GOAL => Write the lines out again, from the top of the material to the line containing "const navLinks = ['Home', 'Documentation', 'Templates']", pictures excluded.

COLLECTED MATERIAL =>
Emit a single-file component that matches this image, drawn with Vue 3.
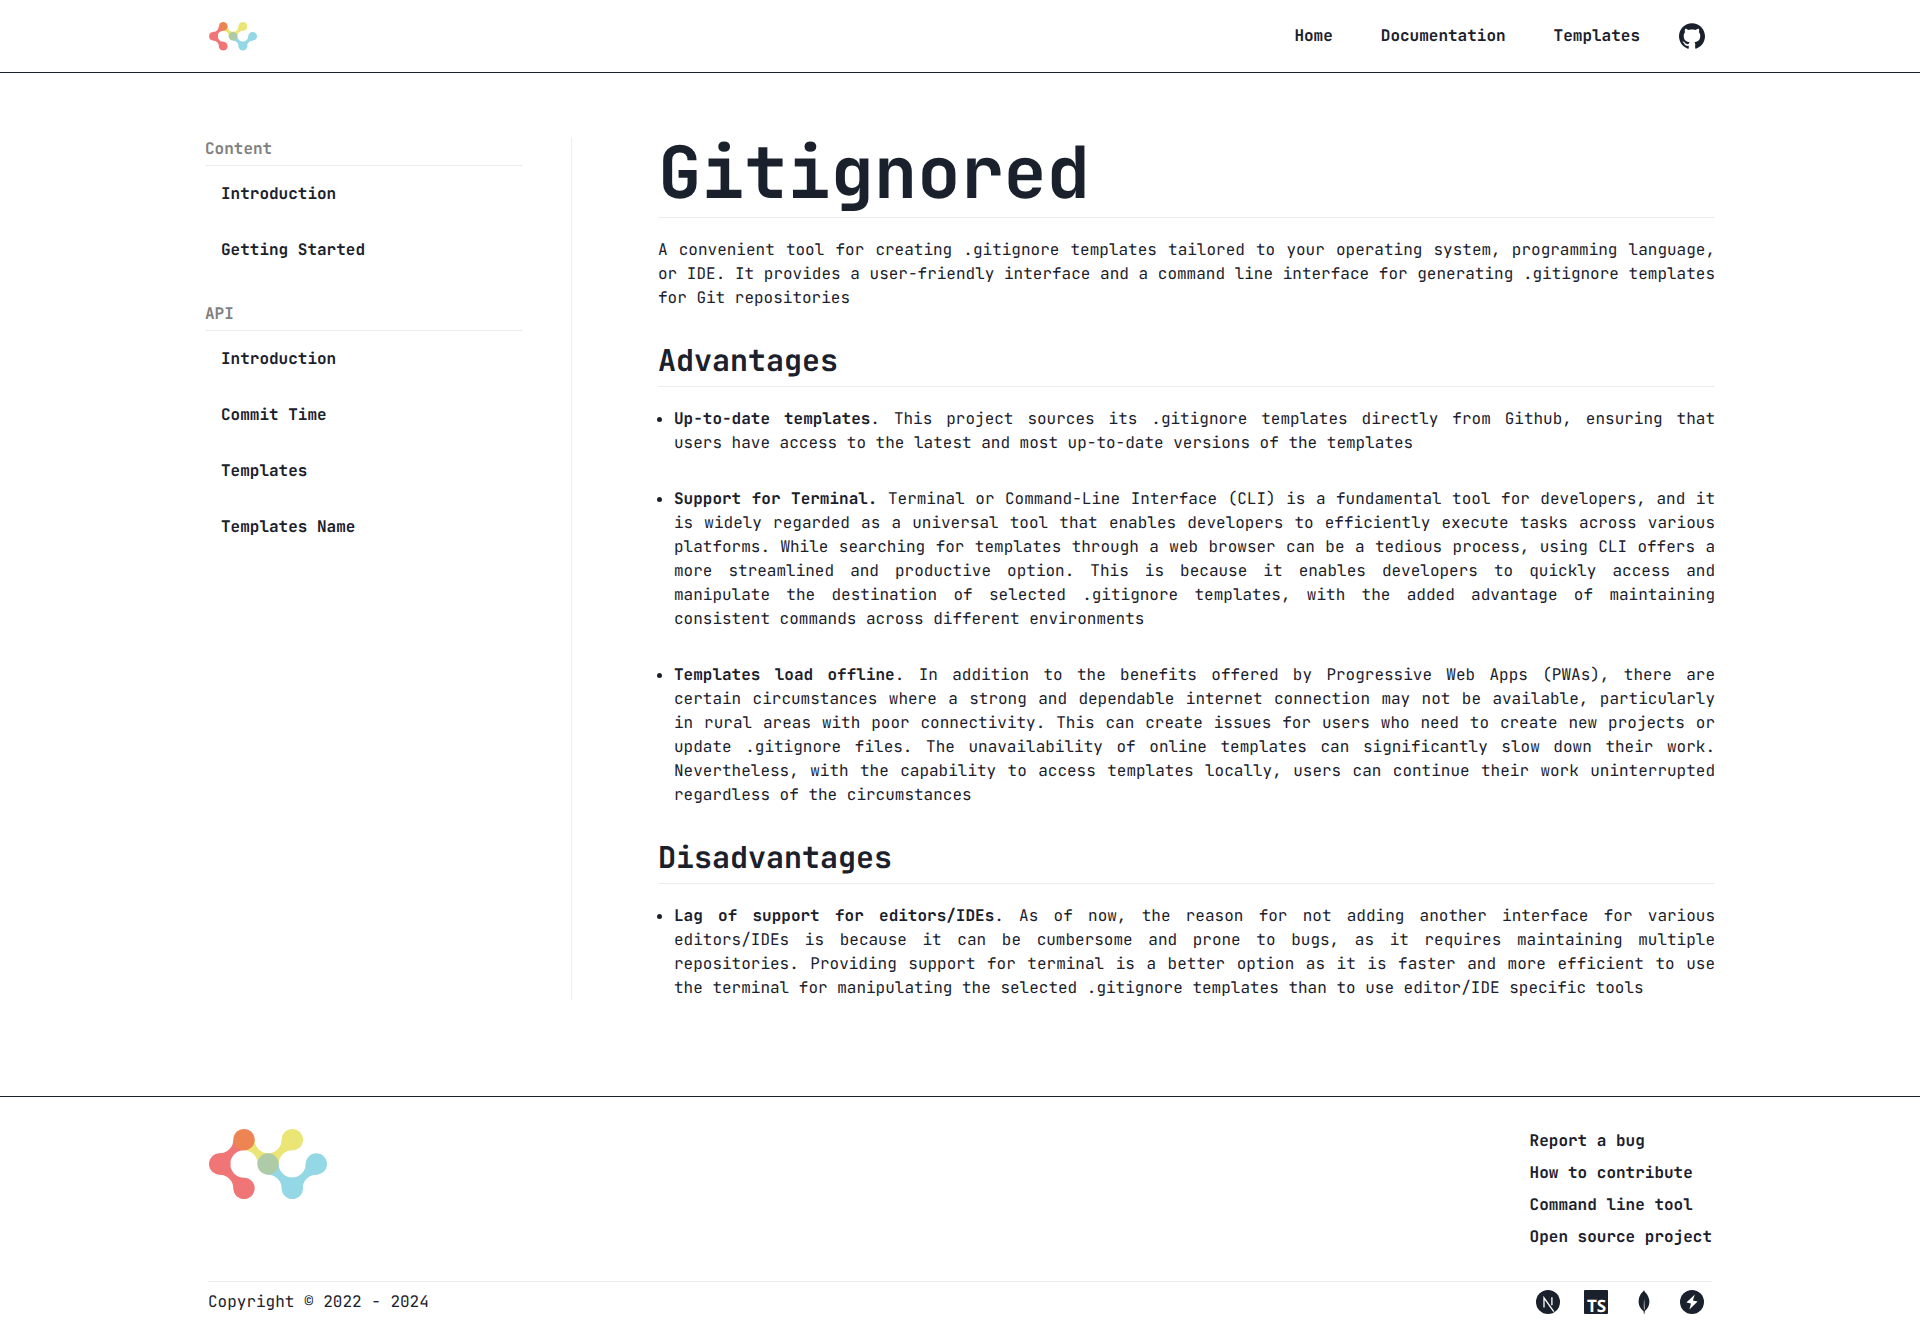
<script setup>
import { h } from 'vue'

const navLinks = ['Home', 'Documentation', 'Templates']

const menu = [
  { title: 'Content', links: ['Introduction', 'Getting Started'] },
  { title: 'API', links: ['Introduction', 'Commit Time', 'Templates', 'Templates Name'] },
]

const sections = [
  {
    title: 'Advantages',
    items: [
      {
        lead: 'Up-to-date templates',
        text: 'This project sources its .gitignore templates directly from Github, ensuring that users have access to the latest and most up-to-date versions of the templates',
      },
      {
        lead: 'Support for Terminal.',
        text: 'Terminal or Command-Line Interface (CLI) is a fundamental tool for developers, and it is widely regarded as a universal tool that enables developers to efficiently execute tasks across various platforms. While searching for templates through a web browser can be a tedious process, using CLI offers a more streamlined and productive option. This is because it enables developers to quickly access and manipulate the destination of selected .gitignore templates, with the added advantage of maintaining consistent commands across different environments',
      },
      {
        lead: 'Templates load offline',
        text: 'In addition to the benefits offered by Progressive Web Apps (PWAs), there are certain circumstances where a strong and dependable internet connection may not be available, particularly in rural areas with poor connectivity. This can create issues for users who need to create new projects or update .gitignore files. The unavailability of online templates can significantly slow down their work. Nevertheless, with the capability to access templates locally, users can continue their work uninterrupted regardless of the circumstances',
      },
    ],
  },
  {
    title: 'Disadvantages',
    items: [
      {
        lead: 'Lag of support for editors/IDEs',
        text: 'As of now, the reason for not adding another interface for various editors/IDEs is because it can be cumbersome and prone to bugs, as it requires maintaining multiple repositories. Providing support for terminal is a better option as it is faster and more efficient to use the terminal for manipulating the selected .gitignore templates than to use editor/IDE specific tools',
      },
    ],
  },
]

const footerLinks = ['Report a bug', 'How to contribute', 'Command line tool', 'Open source project']

const logoNodes = [
  [32, 105, '#f07576'],
  [105, 178, '#f07576'],
  [250, 32, '#ebe576'],
  [250, 178, '#93d8e4'],
  [322, 105, '#93d8e4'],
  [105, 32, '#ec8454'],
  [177, 105, '#accba6'],
]

const logoLinks = [
  ['#f07576', 'M32 73A41 41 0 0 0 73 32H105V64A41 41 0 0 0 105 146V178H73A41 41 0 0 0 32 137Z'],
  ['#ebe576', 'M137 32A40.5 40.5 0 0 0 218 32H250V64A41 41 0 0 0 209 105H146A41 41 0 0 0 105 64V32Z'],
  ['#93d8e4', 'M209 105A40.5 40.5 0 0 0 290 105H322V137A41 41 0 0 0 281 178H218A41 41 0 0 0 177 137V105Z'],
]

const Logo = () =>
  h('svg', { viewBox: '0 0 354 210', role: 'img', 'aria-label': 'Gitignored' }, [
    ...logoLinks.map(([fill, d]) => h('path', { fill, d })),
    ...logoNodes.map(([cx, cy, fill]) => h('circle', { cx, cy, r: 32, fill })),
  ])
</script>

<template>
  <div class="page">
    <header class="header">
      <div class="container bar">
        <a href="#" class="logo-link"><Logo class="logo-small" /></a>
        <nav class="nav">
          <a v-for="link in navLinks" :key="link" href="#" class="link">{{ link }}</a>
          <a href="#" class="github" aria-label="GitHub">
            <svg viewBox="0 0 24 24" width="26" height="26" fill="currentColor">
              <path d="M12 .297c-6.63 0-12 5.373-12 12 0 5.303 3.438 9.8 8.205 11.385.6.113.82-.258.82-.577 0-.285-.01-1.04-.015-2.04-3.338.724-4.042-1.61-4.042-1.61C4.422 18.07 3.633 17.7 3.633 17.7c-1.087-.744.084-.729.084-.729 1.205.084 1.838 1.236 1.838 1.236 1.07 1.835 2.809 1.305 3.495.998.108-.776.417-1.305.76-1.605-2.665-.3-5.466-1.332-5.466-5.93 0-1.31.465-2.38 1.235-3.22-.135-.303-.54-1.523.105-3.176 0 0 1.005-.322 3.3 1.23.96-.267 1.98-.399 3-.405 1.02.006 2.04.138 3 .405 2.28-1.552 3.285-1.23 3.285-1.23.645 1.653.24 2.873.12 3.176.765.84 1.23 1.91 1.23 3.22 0 4.61-2.805 5.625-5.475 5.92.42.36.81 1.096.81 2.22 0 1.606-.015 2.896-.015 3.286 0 .315.21.69.825.57C20.565 22.092 24 17.592 24 12.297c0-6.627-5.373-12-12-12" />
            </svg>
          </a>
        </nav>
      </div>
    </header>

    <main class="container main">
      <aside class="sidebar">
        <section v-for="group in menu" :key="group.title">
          <h3 class="menu-title">{{ group.title }}</h3>
          <a v-for="link in group.links" :key="link" href="#" class="link menu-link">{{ link }}</a>
        </section>
      </aside>

      <article class="article">
        <h1>Gitignored</h1>
        <p>
          A convenient tool for creating .gitignore templates tailored to your operating system, programming language,
          or IDE. It provides a user-friendly interface and a command line interface for generating .gitignore templates
          for Git repositories
        </p>
        <section v-for="section in sections" :key="section.title">
          <h2>{{ section.title }}</h2>
          <ul>
            <li v-for="item in section.items" :key="item.lead">
              <b>{{ item.lead }}</b><template v-if="!item.lead.endsWith('.')">.</template> {{ item.text }}
            </li>
          </ul>
        </section>
      </article>
    </main>

    <footer class="footer">
      <div class="container">
        <div class="footer-top">
          <Logo class="logo-large" />
          <nav class="footer-nav">
            <a v-for="link in footerLinks" :key="link" href="#" class="link">{{ link }}</a>
          </nav>
        </div>
        <div class="footer-bottom">
          <span>Copyright © 2022 - 2024</span>
          <div class="stack">
            <a href="#" aria-label="Next.js">
              <svg viewBox="0 0 24 24" width="24" height="24">
                <circle cx="12" cy="12" r="12" fill="currentColor" />
                <path d="M8 17.6V7.8L17.8 21.6M15.9 7.3V15.2" fill="none" stroke="#fff" stroke-width="1.3" />
              </svg>
            </a>
            <a href="#" aria-label="TypeScript">
              <svg viewBox="0 0 24 24" width="24" height="24">
                <rect width="24" height="24" rx="1" fill="currentColor" />
                <text x="3" y="22" class="ts">TS</text>
              </svg>
            </a>
            <a href="#" aria-label="MongoDB">
              <svg viewBox="0 0 24 24" width="24" height="24" fill="currentColor">
                <path d="M17.193 9.555c-1.264-5.58-4.252-7.414-4.573-8.115-.28-.394-.53-.954-.735-1.44-.036.495-.055.685-.523 1.184-.723.566-4.438 3.682-4.74 10.02-.282 5.912 4.27 9.435 4.888 9.884l.07.05A73.49 73.49 0 0111.91 24h.481c.114-1.032.284-2.056.51-3.07.417-.296.604-.463.85-.693a11.342 11.342 0 003.639-8.464c.01-.814-.103-1.662-.197-2.218zm-5.336 8.195s0-8.291.275-8.29c.213 0 .49 10.695.49 10.695-.381-.045-.765-1.76-.765-2.405z" />
              </svg>
            </a>
            <a href="#" aria-label="Serverless">
              <svg viewBox="0 0 24 24" width="24" height="24">
                <circle cx="12" cy="12" r="12" fill="currentColor" />
                <path d="M14.8 4.6 6.4 12.5 11 13.6 9.4 19.6 17.6 11.6 12.9 10.5Z" fill="#fff" />
              </svg>
            </a>
          </div>
        </div>
      </div>
    </footer>
  </div>
</template>

<style>
body {
  margin: 0;
  background: #fff;
}
</style>

<style scoped>
.page {
  color: #1a202c;
  font: 16px/24px 'JetBrains Mono', 'Liberation Mono', monospace;
  text-rendering: geometricPrecision;
}

.page svg {
  display: block;
  overflow: visible;
}

.container {
  box-sizing: border-box;
  max-width: 1600px;
  margin: 0 auto;
  padding: 0 48px;
}

a {
  color: inherit;
  text-decoration: none;
}

.link {
  font-weight: 600;
}

.header {
  border-bottom: 1px solid #1a202c;
}

.bar {
  display: flex;
  align-items: center;
  justify-content: space-between;
  height: 72px;
}

.logo-small {
  width: 48px;
  padding: 0 1px;
}

.nav {
  display: flex;
  align-items: center;
  gap: 48px;
}

.github {
  padding-right: 7px;
  margin-left: -9px;
}

.main {
  display: flex;
  gap: 86px;
  padding: 64px 45px 96px;
}

.sidebar {
  box-sizing: border-box;
  display: flex;
  flex: none;
  flex-direction: column;
  gap: 24px;
  width: 367px;
  padding-right: 48px;
  border-right: 1px solid #ededf0;
}

.menu-title {
  margin: 0;
  padding-bottom: 4px;
  border-bottom: 1px solid #ededf0;
  color: #808080;
  font-size: 16px;
  font-weight: 600;
}

.menu-link {
  display: block;
  padding: 16px;
}

.article {
  flex: 1;
  min-width: 0;
  text-align: justify;
}

h1 {
  margin: 0 0 20px;
  padding-bottom: 8px;
  border-bottom: 1px solid #ededed;
  font-size: 72px;
  line-height: 72px;
}

h2 {
  margin: 32px 0 20px;
  padding-bottom: 8px;
  border-bottom: 1px solid #ededed;
  font-size: 30px;
  line-height: 36px;
}

p {
  margin: 0;
}

ul {
  display: grid;
  gap: 32px;
  margin: 0;
  padding-left: 16px;
}

.footer {
  padding: 28px 0 24px;
  border-top: 1px solid #1a202c;
}

.footer-top {
  display: flex;
  align-items: flex-start;
  justify-content: space-between;
  padding-bottom: 28px;
}

.logo-large {
  width: 118px;
  padding: 4px 1px 0;
}

.footer-nav {
  display: grid;
  line-height: 32px;
}

.footer-bottom {
  display: flex;
  justify-content: space-between;
  padding-top: 8px;
  border-top: 1px solid #ededf0;
}

.stack {
  display: flex;
  gap: 24px;
  padding-right: 8px;
}

.ts {
  fill: #fff;
  font: 700 17px 'Open Sans', sans-serif;
}
</style>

COMPLETE OUTPUT =>
Emit a single-file component that matches this image, drawn with Vue 3.
<script setup>
import { h } from 'vue'

const navLinks = ['Home', 'Documentation', 'Templates']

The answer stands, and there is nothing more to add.